Vous écrivez : « notre culture ». Laquelle ? Ne voyez-vous pas qu’en utilisant ce pronom possessif vous vous faites l’avocat de ce que vous condamnez, soit la défense et l’illustration d’une délimitation culturelle géographique et mentale ? Par surcroît, de quelle culture parlez-vous ? La libéralité anarchique a ses limites… et l’on revient à la norme : « notre culture ». Notre culture, j’imagine française, a délaissé musique et peinture, par opposition à la parole et à l’écriture. Pour construire notre rationalité, nous avons besoin de nous exprimer à l’aide de mots, c’est un fait ; et il est assez logique que nous apprenions aussi, du coup, à lire et à écrire. Faut-il voir là encore un signe caché de l’oppression politique et manipulatrice ? Le fruit d’un grand complot ? Devrions-nous danser devant la boulangère pour obtenir une baguette ? Libre à vous. En guise de contre-modèle, revoici Guattari avec ses « sémiologies pré-signifiantes, celles par exemple, des sociétés archaïques, des fous et des enfants ». Rien ne vous empêche de vous comporter comme un homme issu d’une tribu première (je récuse l’adjectif « primitif », qui résonne par ailleurs étrangement normatif sous votre plume), comme un enfant, ou un fou (même en lui-même, le mot « fou » est beaucoup trop vague, voire même irrespectueux quant à la personne atteinte de folie. Il n’y a pas les fous et les sains, mais des individus, des personnes.) Vous savez bien que les civilisations modernes ne sont pas bâties sur ces trois modèles. Faut-il s’en étonner ? Je ne crois pas ; au contraire, l’obtention de la rationalité, de la pensée rationnelle, est tout de même un acquis fabuleux et extraordinaire, ne vous semble-t-il pas ?

Pour finir, je dirai ceci : Franchement, monsieur Godin, était-il nécessaire de mobiliser tout cet appareillage schizophrénique et paranoïaque pour simplement parler de l’art brut, qui n’en peut mais ? Tout cela est d’une grandiloquence apocalyptique, qui commence déjà par ailleurs à sentir la naphtaline.

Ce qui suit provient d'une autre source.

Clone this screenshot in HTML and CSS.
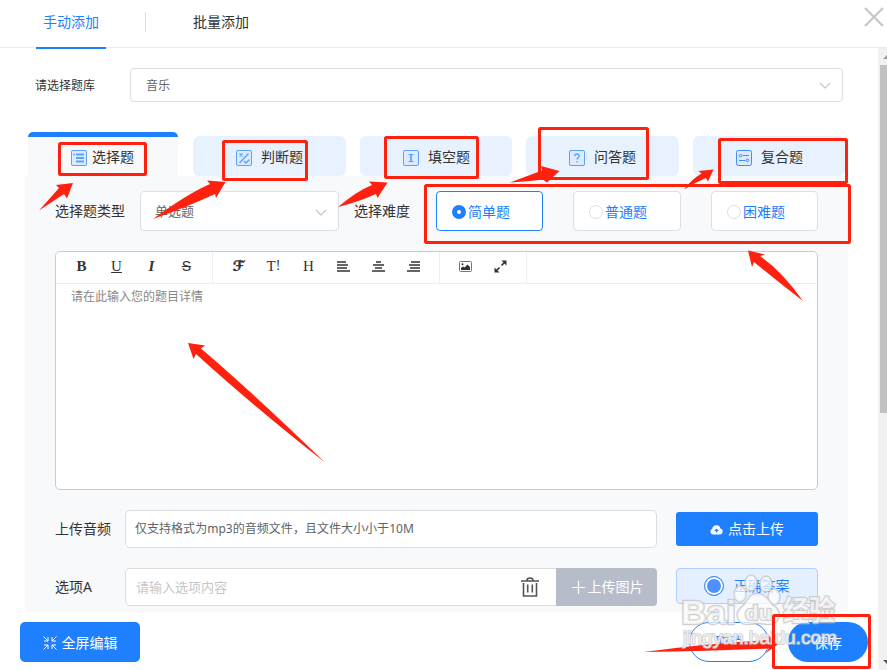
FILE: index.html
```html
<!DOCTYPE html>
<html lang="zh-CN">
<head>
<meta charset="utf-8">
<title>手动添加</title>
<link rel="stylesheet" href="styles.css">
</head>
<body>
<div class="dialog">
  <header class="head">
    <div class="mode active">手动添加</div>
    <i class="split"></i>
    <div class="mode">批量添加</div>
    <svg class="close" width="20" height="20" viewBox="0 0 20 20"><path d="M1 1L19 19M19 1L1 19"/></svg>
  </header>
  <div class="main">
    <main class="content">
      <div class="bank">
        <label>请选择题库</label>
        <div class="select"><span>音乐</span><svg class="chev" width="12" height="8" viewBox="0 0 12 8"><path d="M1 1l5 5 5-5"/></svg></div>
      </div>
      <nav class="tabs">
        <div class="tab current"><svg class="ticon" width="16" height="16" viewBox="0 0 16 16"><rect x=".5" y=".5" width="15" height="15" rx="1.5"/><path class="thick" d="M5 4.500h8M5 8h8M5 11.500h8M2.500 4.500H4"/></svg><span>选择题</span></div>
        <div class="tab"><svg class="ticon" width="16" height="16" viewBox="0 0 16 16"><rect x=".5" y=".5" width="15" height="15" rx="1.5"/><path d="M3.500 3.500l3 3M6.500 3.500l-3 3M3.500 13L12.500 3.500M8 11l2 2 3.500-3.500" stroke-width="1.400"/></svg><span>判断题</span></div>
        <div class="tab"><svg class="ticon" width="16" height="16" viewBox="0 0 16 16"><rect x=".5" y=".5" width="15" height="15" rx="1.5"/><path d="M5.500 4.500h5M5.500 11.500h5"/><path class="thick" d="M8 4.500v7"/></svg><span>填空题</span></div>
        <div class="tab"><svg class="ticon" width="16" height="16" viewBox="0 0 16 16"><rect x=".5" y=".5" width="15" height="15" rx="1.5"/><path d="M5.700 6.300c0-3 4.600-3 4.600-.3 0 1.600-2.300 1.700-2.300 3.500M8 11v1.500" stroke-width="1.300"/></svg><span>问答题</span></div>
        <div class="tab"><svg class="ticon strong" width="16" height="16" viewBox="0 0 16 16"><rect x=".5" y=".5" width="15" height="15" rx="2"/><circle cx="4.500" cy="5.700" r="1.300"/><path d="M6.500 5.500H13M3 10.500h6.500"/><circle cx="11.500" cy="10.300" r="1.300"/></svg><span>复合题</span></div>
      </nav>
      <section class="panel">
        <div class="options">
          <label class="type-label">选择题类型</label>
          <div class="select type"><span>单选题</span><svg class="chev" width="12" height="8" viewBox="0 0 12 8"><path d="M1 1l5 5 5-5"/></svg></div>
          <label class="level-label">选择难度</label>
          <div class="levels">
            <div class="level on"><i class="dot"></i>简单题</div>
            <div class="level"><i class="dot"></i>普通题</div>
            <div class="level"><i class="dot"></i>困难题</div>
          </div>
        </div>
        <div class="editor">
          <div class="tools">
            <div class="group">
              <span class="tool bold">B</span><span class="tool under">U</span><span class="tool ital">I</span><span class="tool strike">S</span>
            </div>
            <div class="group">
              <span class="tool script">ℱ</span><span class="tool">T<small>!</small></span><span class="tool">H</span>
              <span class="tool"><svg width="13" height="11" viewBox="0 0 13 11"><path d="M0 1h9M0 4h11M0 7h10M0 10h13"/></svg></span>
              <span class="tool"><svg width="13" height="11" viewBox="0 0 13 11"><path d="M4 1h5M1 4h11M3 7h7M0 10h13"/></svg></span>
              <span class="tool"><svg width="13" height="11" viewBox="0 0 13 11"><path d="M4 1h9M2 4h11M3 7h10M0 10h13"/></svg></span>
            </div>
            <div class="group">
              <span class="tool"><svg width="13" height="11" viewBox="0 0 13 11"><rect class="thin" x=".5" y=".5" width="12" height="10" rx="1"/><path class="solid" d="M2 9V7l2-1.500 1.500 1L8.500 3.500 11 6v3z"/><circle class="solid" cx="3.500" cy="3.300" r="1"/></svg></span>
              <span class="tool"><svg width="13" height="13" viewBox="0 0 13 13"><path d="M7.500 5.500l3-3M5.500 7.500l-3 3"/><path class="solid" d="M7.500 .5h5v5zM.500 7.500v5h5z"/></svg></span>
            </div>
          </div>
          <div class="area">请在此输入您的题目详情</div>
        </div>
        <div class="line">
          <label>上传音频</label>
          <div class="field audio">仅支持格式为mp3的音频文件，且文件大小小于10M</div>
          <div class="upload"><svg width="13" height="11" viewBox="0 0 13 11"><path fill="#fff" d="M3 10.500A3 3 0 0 1 2.300 4.700 4.100 4.100 0 0 1 10.400 4.600 3 3 0 0 1 10 10.500z"/><path fill="#1e80ff" d="M6.500 4.500L4 7h1.800v1.500h1.400V7H9z"/></svg>点击上传</div>
        </div>
        <div class="line">
          <label>选项A</label>
          <div class="field choice"><span>请输入选项内容</span>
            <svg class="trash" width="18" height="20" viewBox="0 0 18 20"><path d="M0 4h18M6 3.500q0-2.500 3-2.500t3 2.500M2.500 6v13h13V6M6.700 7.500v8M11.300 7.500v8"/></svg>
            <div class="picture"><svg width="13" height="13" viewBox="0 0 13 13"><path d="M6.500 0v13M0 6.500h13"/></svg>上传图片</div>
          </div>
          <div class="correct"><i></i>正确答案</div>
        </div>
      </section>
      <footer class="foot">
        <div class="full"><svg width="14" height="14" viewBox="0 0 14 14"><path d="M.5.500L5 5M5 1v4H1M13.500.500L9 5M9 1v4h4M.500 13.500L5 9M5 13V9H1M13.500 13.500L9 9M9 13V9h4"/></svg>全屏编辑</div>
        <div class="cancel">取消</div>
        <div class="save">保存</div>
      </footer>
    </main>
    <aside class="bar"><i class="up"></i><i class="thumb"></i><i class="down"></i></aside>
  </div>
  <svg class="overlay" width="887" height="670" viewBox="0 0 887 670">
    <g class="arrows">
      <path d="M73 183L56 185l3 3L39 210.500 64 194l3 4.500z"/>
      <path d="M225.500 182L207 180.500l3 3.500Q187 194 153 219q34-12 62-25l1 4z"/>
      <path d="M387.500 182.500L369 181.500l3 3.500Q357 191 338 207q20-5 38-13l1.500 4z"/>
      <path d="M559.500 171L541 166l1 4.500L510 182.500q18-1 33-3l4 3z"/>
      <path d="M713.500 169.500L698.500 171l3 2.500Q692 179 684 189.500q11-7 22-11.500l2 3.500z"/>
      <path d="M748 250.500L765 254.500l-5 1.500Q782 271 803 301 778 282 754 262l-2 5z"/>
      <path d="M188 343L205 345.500l-4 3Q252 392 325 462.500 252 405 196 354l-2.500 5z"/>
      <path d="M778.500 644L766 633.500l2 6.500Q710 643 644 652 710 651 769 648.500l-4 5z"/>
    </g>
    <g class="mark">
      <text x="681" y="624" font-size="34" textLength="55" lengthAdjust="spacingAndGlyphs">Bai</text>
      <ellipse cx="740" cy="594" rx="5.500" ry="7.500"/><ellipse cx="751" cy="583" rx="5.500" ry="7.500"/><ellipse cx="766" cy="584" rx="5.500" ry="7.500"/><ellipse cx="774" cy="597" rx="5.500" ry="7.500"/>
      <path d="M757 594c-9 0-9 9-16 14-6 5-4 16 6 16 5 0 7-1 11-1s7 1 11 1c11 0 12-12 6-17-6-4-8-13-18-13z"/>
      <text x="745" y="620" font-size="21" textLength="27" lengthAdjust="spacingAndGlyphs">du</text>
      <text class="cn" x="783" y="621" font-size="28" textLength="52" lengthAdjust="spacingAndGlyphs">经验</text>
      <text class="url" x="683" y="644" font-size="18" textLength="154" lengthAdjust="spacingAndGlyphs">jingyan.baidu.com</text>
    </g>
    <g class="boxes">
      <rect x="59.500" y="143.500" width="86" height="31" rx="1"/>
      <rect x="223.500" y="141.500" width="83" height="38" rx="1"/>
      <rect x="385.500" y="137.500" width="92" height="40" rx="1"/>
      <rect x="539.500" y="128.500" width="108" height="50" rx="1"/>
      <rect x="719.500" y="139.500" width="127" height="43" rx="1"/>
      <rect x="425.500" y="185.500" width="424" height="57" rx="1"/>
      <rect x="773.500" y="615.500" width="96" height="52" rx="1"/>
    </g>
  </svg>
</div>
</body>
</html>
```
FILE: styles.css
```css
* { box-sizing: border-box; }
body { margin: 0; background: #fff; font: 14px/20px "Noto Sans", "Noto Sans CJK SC", sans-serif; color: #333; }
svg { display: block; flex: none; fill: none; }
.dialog { position: relative; width: 887px; height: 670px; overflow: hidden; display: flex; flex-direction: column; white-space: nowrap; }
.head { height: 48px; flex: none; display: flex; border-bottom: 1px solid #ebebeb; padding-left: 36px; }
.mode { width: 70px; height: 49px; line-height: 44px; text-align: center; }
.mode.active { color: #1e80ff; border-bottom: 2px solid #1e80ff; }
.split { width: 1px; height: 20px; margin: 12px 40px 0 39px; background: #ddd; }
.close { margin: 7px 3px 0 auto; stroke: #c9c9c9; stroke-width: 2.4; }
.main { display: flex; flex: 1; min-height: 0; }
.content { width: 878px; display: flex; flex-direction: column; }
.bar { width: 9px; background: #f1f1f1; display: flex; flex-direction: column; padding-left: 2px; }
.up { width: 0; height: 0; margin: 7px 0 6px 3px; border: 4px solid transparent; border-top: 0; border-bottom-color: #999; }
.thumb { height: 348px; background: #c1c1c1; }
.down { margin: auto 0 6px 3px; border: 4px solid transparent; border-bottom: 0; border-top-color: #555; width: 0; }
.bank { display: flex; align-items: center; margin: 20px 35px 0; height: 34px; font-size: 12px; }
.bank label { width: 95px; padding-top: 2px; }
.bank .select span { padding-top: 2px; }
.select { flex: 1; height: 34px; border: 1px solid #dcdfe6; border-radius: 4px; background: #fff; display: flex; align-items: center; justify-content: space-between; padding: 0 11px 0 15px; color: #666; }
.chev { stroke: #c0c4cc; stroke-width: 1.2; margin-top: 2px; }
.tabs { display: grid; grid-template-columns: 151px 153px 152px 153px 152px; column-gap: 14px; align-items: end; height: 44px; margin: 30px 0 0 28px; }
.tab { height: 40px; border-radius: 6px; background: #e8f2ff; display: flex; align-items: center; padding: 3px 0 0 43px; gap: 9px; }
.tab span { margin-top: -2px; }
.tab.current { height: 44px; width: 150px; border-radius: 5px 5px 0 0; border-top: 5px solid #1e80ff; background: #f8f9fb; padding: 2px 0 0 43px; gap: 5px; }
.ticon { stroke: #5aa2ff; stroke-width: 1; background: #dcebff; }
.ticon .thick { stroke-width: 1.8; }
.ticon.strong { stroke: #398dff; }
.panel { width: 823px; height: 436px; margin-left: 25px; background: #f8f9fb; padding: 15px 30px 0; display: flex; flex-direction: column; }
.options { display: flex; height: 40px; align-items: center; }
.type-label { width: 85px; }
.type { flex: none; width: 199px; height: 40px; padding-left: 14px; font-size: 13px; }
.type .chev { margin-top: 4px; }
.level-label { margin-left: 15px; width: 82px; }
.levels { display: grid; grid-template-columns: 107px 108px 107px; column-gap: 30px; }
.level { height: 40px; display: flex; align-items: center; gap: 2px; padding: 2px 0 0 15px; color: #1e80ff; background: #fff; border: 1px solid #dcdfe6; border-radius: 4px; }
.level.on { border-color: #1e80ff; }
.dot { width: 14px; height: 14px; border: 1px solid #dcdfe6; border-radius: 50%; background: #fff; }
.on .dot { border: 5px solid #1e80ff; }
.editor { height: 239px; margin-top: 20px; border: 1px solid #c9cbcf; border-radius: 5px; background: #fff; flex: none; }
.tools { display: flex; height: 32px; border-bottom: 1px solid #eee; padding-left: 8px; }
.group { display: flex; align-items: center; border-right: 1px solid #eee; padding: 0 8px 3px 0; }
.group + .group { padding-left: 8px; }
.tool { width: 35px; height: 29px; display: flex; align-items: center; justify-content: center; font: 15px/20px "Liberation Serif", serif; color: #333; }
.tool svg { stroke: #333; stroke-width: 1.6; }
.tool .solid { fill: #333; stroke: none; }
.tool .thin { stroke-width: 1; stroke: #777; }
.tool small { font-size: 14px; }
.bold { font-weight: bold; }
.under { text-decoration: underline; }
.ital { font-style: italic; font-weight: bold; }
.strike { text-decoration: line-through; font-family: "Liberation Sans", sans-serif; font-size: 14px; }
.script { font-family: "DejaVu Sans", serif; font-weight: bold; font-size: 14px; -webkit-text-stroke: .5px #333; }
.group:first-child { width: 149px; }
.group:nth-child(2) { width: 227px; }
.group:nth-child(3) { width: 87px; }
.area { padding: 3px 15px; font-size: 12px; color: #888; }
.line { display: flex; align-items: center; height: 38px; margin-top: 20px; flex: none; }
.line label { width: 70px; }
.field { width: 532px; height: 38px; border: 1px solid #dcdddf; border-radius: 5px; background: #fff; display: flex; align-items: center; padding-left: 9px; font-size: 12px; color: #606266; }
.audio { letter-spacing: .03px; }
.choice { padding-left: 10px; font-size: 13px; color: #c6c6c6; }
.trash { margin-left: auto; margin-right: 17px; stroke: #555; stroke-width: 1.6; }
.picture { width: 101px; height: 38px; margin-right: -1px; background: #b7bccb; border-radius: 0 4px 4px 0; color: #fff; font-size: 14px; display: flex; align-items: center; justify-content: center; gap: 3px; padding-left: 2px; }
.picture svg { stroke: #fff; stroke-width: 1.2; }
.upload, .correct { width: 142px; height: 34px; margin-left: 19px; border-radius: 3px; display: flex; align-items: center; justify-content: center; }
.upload { background: #1e80ff; color: #fff; gap: 5px; }
.correct { height: 36px; margin-bottom: 2px; background: #e4f0ff; border: 1px solid #add0ff; border-radius: 4px; color: #1e80ff; gap: 10px; padding-right: 1px; }
.correct i { width: 20px; height: 20px; border: 1px solid #3988ff; border-radius: 50%; background: #4d90ff; box-shadow: inset 0 0 0 2px #fff; }
.foot { display: flex; height: 58px; padding: 10px 10px 0 20px; color: #fff; }
.foot div { height: 40px; display: flex; align-items: center; justify-content: center; }
.foot .full { width: 120px; background: #1e80ff; border-radius: 5px; gap: 5px; padding-top: 2px; }
.full svg { stroke: #fff; }
.foot .cancel { width: 80px; margin-left: auto; border: 1px solid #1e80ff; border-radius: 20px; color: #1e80ff; }
.foot .save { width: 80px; margin-left: 19px; background: #1e80ff; border-radius: 20px; padding-top: 2px; }
.overlay { position: absolute; left: 0; top: 0; pointer-events: none; }
.boxes { stroke: #ff2110; stroke-width: 3; }
.arrows { fill: #ff2110; }
.mark { fill: #fff; fill-opacity: .7; stroke: #c4c4c4; stroke-opacity: .8; stroke-width: 2.4; paint-order: stroke; font-family: "Liberation Sans", sans-serif; font-weight: bold; }
.mark .cn { font-family: "Noto Sans CJK SC", sans-serif; }
.mark .url { font-weight: normal; stroke-width: 1.6; }
```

1. Là encore, surnage la norme que vous condamnez. Il est “normal”, chaque fois que l’on parle de l’imprimerie, de parler de Gutenberg. Procédant ainsi, on projette sur le reste du monde un voile noir sous lequel rien ne se passe. Or, je vous rappelle que les Chinois ont inventé l’imprimerie au V siècle ! Cette invention a-t-elle définitivement bridée toute velléité créatrice ? Il ne me semble pas. Mais je ne suis pas sinologue…

Bien à vous,

Léon Mychkine

PS: Il semble qu’une fois en ligne on rencontre dans le texte quelques lignes de codage qui n’ont rien à y faire, et si j’ai fait ce que je pouvais pour les éliminer, je n’y ai pas réussi entièrement. Que le lecteur veuille bien m’en excuser.